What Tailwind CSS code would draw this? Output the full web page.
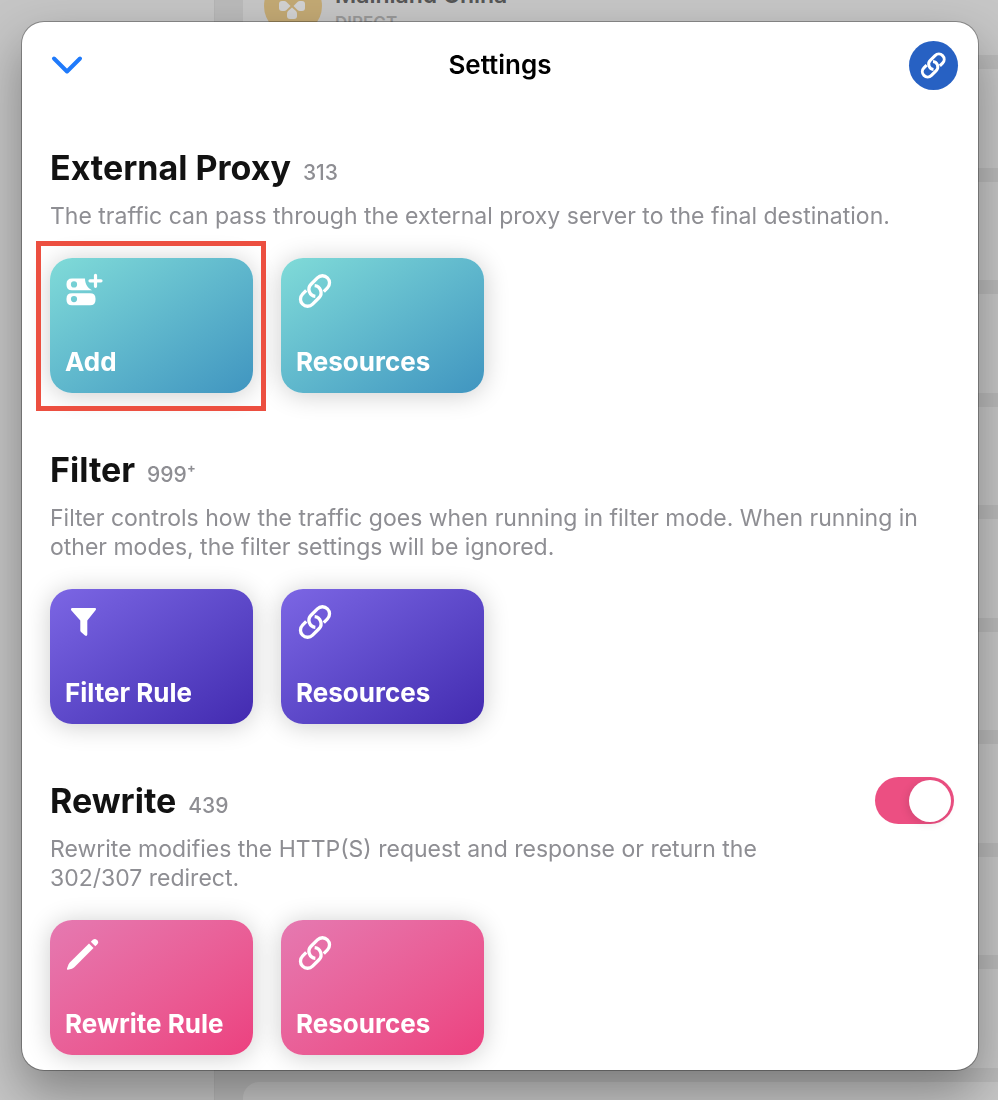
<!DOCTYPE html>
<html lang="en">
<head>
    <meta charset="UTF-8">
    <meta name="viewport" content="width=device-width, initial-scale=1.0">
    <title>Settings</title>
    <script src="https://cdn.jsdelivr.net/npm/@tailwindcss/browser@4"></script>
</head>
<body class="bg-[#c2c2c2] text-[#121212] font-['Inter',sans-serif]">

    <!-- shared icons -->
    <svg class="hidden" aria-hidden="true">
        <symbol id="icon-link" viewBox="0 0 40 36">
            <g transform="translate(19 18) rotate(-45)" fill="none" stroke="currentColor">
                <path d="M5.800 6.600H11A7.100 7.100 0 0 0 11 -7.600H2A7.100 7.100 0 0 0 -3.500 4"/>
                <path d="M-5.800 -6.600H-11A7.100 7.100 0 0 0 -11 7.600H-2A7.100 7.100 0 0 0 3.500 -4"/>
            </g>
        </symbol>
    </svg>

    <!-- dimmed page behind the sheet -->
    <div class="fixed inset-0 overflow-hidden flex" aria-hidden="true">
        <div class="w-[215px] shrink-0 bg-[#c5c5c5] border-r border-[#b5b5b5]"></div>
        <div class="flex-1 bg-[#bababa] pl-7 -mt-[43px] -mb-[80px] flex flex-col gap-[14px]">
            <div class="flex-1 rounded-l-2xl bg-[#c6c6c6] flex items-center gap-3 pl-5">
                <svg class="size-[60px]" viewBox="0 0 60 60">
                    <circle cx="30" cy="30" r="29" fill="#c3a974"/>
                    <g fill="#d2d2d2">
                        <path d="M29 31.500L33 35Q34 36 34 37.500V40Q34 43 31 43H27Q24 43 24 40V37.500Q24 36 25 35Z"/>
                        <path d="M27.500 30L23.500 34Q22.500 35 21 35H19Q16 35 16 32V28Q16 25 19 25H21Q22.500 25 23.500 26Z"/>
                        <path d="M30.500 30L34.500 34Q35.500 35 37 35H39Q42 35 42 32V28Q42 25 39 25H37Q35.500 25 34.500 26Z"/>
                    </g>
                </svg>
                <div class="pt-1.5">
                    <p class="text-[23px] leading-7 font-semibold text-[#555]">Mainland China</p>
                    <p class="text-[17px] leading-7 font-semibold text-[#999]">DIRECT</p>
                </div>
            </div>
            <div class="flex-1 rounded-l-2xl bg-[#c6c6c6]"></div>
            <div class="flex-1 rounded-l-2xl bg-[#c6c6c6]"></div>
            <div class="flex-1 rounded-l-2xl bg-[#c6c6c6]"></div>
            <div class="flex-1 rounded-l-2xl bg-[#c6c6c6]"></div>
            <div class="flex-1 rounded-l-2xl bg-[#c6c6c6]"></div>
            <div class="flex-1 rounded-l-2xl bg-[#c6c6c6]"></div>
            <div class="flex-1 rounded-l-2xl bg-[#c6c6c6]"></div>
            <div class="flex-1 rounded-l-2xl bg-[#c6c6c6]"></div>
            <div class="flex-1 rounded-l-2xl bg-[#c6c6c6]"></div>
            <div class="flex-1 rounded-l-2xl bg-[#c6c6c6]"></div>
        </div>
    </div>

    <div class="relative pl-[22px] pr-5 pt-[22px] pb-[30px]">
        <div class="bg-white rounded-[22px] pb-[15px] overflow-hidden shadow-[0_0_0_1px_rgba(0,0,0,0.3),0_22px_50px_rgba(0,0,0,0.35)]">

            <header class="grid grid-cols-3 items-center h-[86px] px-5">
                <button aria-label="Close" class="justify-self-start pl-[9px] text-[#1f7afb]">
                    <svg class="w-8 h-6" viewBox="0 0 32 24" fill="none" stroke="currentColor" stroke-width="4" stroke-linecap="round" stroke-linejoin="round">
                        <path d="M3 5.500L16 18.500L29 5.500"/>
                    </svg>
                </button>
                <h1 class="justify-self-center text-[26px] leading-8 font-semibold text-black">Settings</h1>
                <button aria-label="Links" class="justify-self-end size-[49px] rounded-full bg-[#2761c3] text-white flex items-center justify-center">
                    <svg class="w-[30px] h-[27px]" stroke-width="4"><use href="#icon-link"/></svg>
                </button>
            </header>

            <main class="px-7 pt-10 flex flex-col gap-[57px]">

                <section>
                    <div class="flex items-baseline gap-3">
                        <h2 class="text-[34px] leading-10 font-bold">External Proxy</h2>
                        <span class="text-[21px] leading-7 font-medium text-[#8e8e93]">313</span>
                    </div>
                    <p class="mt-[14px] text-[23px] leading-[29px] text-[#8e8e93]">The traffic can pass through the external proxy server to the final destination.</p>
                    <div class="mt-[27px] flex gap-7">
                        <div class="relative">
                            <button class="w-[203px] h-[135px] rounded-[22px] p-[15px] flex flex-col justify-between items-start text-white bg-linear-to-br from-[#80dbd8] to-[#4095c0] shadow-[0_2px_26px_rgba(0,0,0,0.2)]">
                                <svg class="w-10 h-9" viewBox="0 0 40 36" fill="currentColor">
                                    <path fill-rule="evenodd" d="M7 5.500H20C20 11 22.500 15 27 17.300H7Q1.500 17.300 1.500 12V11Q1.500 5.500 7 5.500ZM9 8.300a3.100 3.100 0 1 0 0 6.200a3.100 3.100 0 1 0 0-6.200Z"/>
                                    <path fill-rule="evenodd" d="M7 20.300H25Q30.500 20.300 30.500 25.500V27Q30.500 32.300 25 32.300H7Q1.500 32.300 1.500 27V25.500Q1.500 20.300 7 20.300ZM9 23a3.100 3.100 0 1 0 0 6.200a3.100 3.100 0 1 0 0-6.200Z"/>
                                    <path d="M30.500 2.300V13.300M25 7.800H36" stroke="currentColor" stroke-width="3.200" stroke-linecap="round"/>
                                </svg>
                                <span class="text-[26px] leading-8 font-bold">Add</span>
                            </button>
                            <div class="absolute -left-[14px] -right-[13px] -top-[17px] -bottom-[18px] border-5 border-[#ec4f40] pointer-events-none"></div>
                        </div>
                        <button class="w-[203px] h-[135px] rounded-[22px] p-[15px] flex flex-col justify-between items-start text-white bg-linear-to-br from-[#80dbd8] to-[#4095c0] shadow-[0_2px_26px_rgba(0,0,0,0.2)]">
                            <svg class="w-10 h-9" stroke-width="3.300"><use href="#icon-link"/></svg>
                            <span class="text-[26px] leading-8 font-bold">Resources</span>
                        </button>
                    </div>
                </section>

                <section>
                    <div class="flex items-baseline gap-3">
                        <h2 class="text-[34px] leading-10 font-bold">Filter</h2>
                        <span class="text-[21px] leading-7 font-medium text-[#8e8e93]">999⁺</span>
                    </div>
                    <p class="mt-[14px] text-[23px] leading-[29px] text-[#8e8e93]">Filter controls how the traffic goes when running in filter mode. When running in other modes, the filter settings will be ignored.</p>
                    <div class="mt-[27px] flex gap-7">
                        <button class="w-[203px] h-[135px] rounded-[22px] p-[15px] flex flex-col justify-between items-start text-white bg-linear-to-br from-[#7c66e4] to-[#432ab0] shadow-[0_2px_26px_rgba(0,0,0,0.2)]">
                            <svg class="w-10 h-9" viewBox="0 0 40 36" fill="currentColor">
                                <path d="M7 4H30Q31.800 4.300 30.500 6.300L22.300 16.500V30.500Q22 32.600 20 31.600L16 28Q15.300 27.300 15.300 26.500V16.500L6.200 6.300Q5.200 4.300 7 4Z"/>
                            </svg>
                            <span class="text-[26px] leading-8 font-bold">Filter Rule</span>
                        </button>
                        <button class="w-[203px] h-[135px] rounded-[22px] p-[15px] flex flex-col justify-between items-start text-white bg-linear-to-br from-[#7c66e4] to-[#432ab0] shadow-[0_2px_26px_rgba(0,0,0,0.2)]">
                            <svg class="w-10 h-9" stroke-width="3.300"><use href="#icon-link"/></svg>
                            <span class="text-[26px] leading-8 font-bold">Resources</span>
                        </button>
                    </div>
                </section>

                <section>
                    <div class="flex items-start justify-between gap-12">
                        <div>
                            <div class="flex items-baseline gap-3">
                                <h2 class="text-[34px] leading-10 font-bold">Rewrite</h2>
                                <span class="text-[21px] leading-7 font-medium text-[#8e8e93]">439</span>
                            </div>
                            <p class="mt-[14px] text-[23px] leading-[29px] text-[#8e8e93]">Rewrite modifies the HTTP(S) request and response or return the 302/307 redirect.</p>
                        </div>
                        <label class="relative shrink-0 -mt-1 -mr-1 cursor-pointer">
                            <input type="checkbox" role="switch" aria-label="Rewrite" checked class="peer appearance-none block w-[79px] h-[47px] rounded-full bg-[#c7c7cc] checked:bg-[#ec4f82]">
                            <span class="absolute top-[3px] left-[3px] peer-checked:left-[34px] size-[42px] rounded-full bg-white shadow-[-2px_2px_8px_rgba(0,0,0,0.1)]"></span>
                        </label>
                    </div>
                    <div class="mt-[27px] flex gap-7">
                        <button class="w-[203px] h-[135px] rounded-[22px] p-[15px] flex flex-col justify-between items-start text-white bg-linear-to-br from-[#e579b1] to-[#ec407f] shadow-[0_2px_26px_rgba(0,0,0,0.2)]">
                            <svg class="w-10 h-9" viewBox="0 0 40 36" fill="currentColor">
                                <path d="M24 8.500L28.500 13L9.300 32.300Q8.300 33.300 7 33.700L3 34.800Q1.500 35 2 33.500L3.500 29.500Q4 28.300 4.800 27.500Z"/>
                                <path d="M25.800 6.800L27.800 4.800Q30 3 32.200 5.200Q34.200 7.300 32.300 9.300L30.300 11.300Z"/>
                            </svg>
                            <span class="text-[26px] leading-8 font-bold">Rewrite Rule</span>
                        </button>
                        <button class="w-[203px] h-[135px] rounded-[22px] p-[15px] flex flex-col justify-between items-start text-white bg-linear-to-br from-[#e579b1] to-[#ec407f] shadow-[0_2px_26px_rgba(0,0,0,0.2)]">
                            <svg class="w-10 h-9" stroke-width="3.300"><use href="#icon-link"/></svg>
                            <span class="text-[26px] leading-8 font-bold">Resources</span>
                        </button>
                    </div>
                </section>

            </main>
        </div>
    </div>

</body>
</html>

• Problem requirements
List all lines in the material containing the string "page".

• Solved problem
What Tailwind CSS code would draw this? Output the full web page.
    <!-- dimmed page behind the sheet -->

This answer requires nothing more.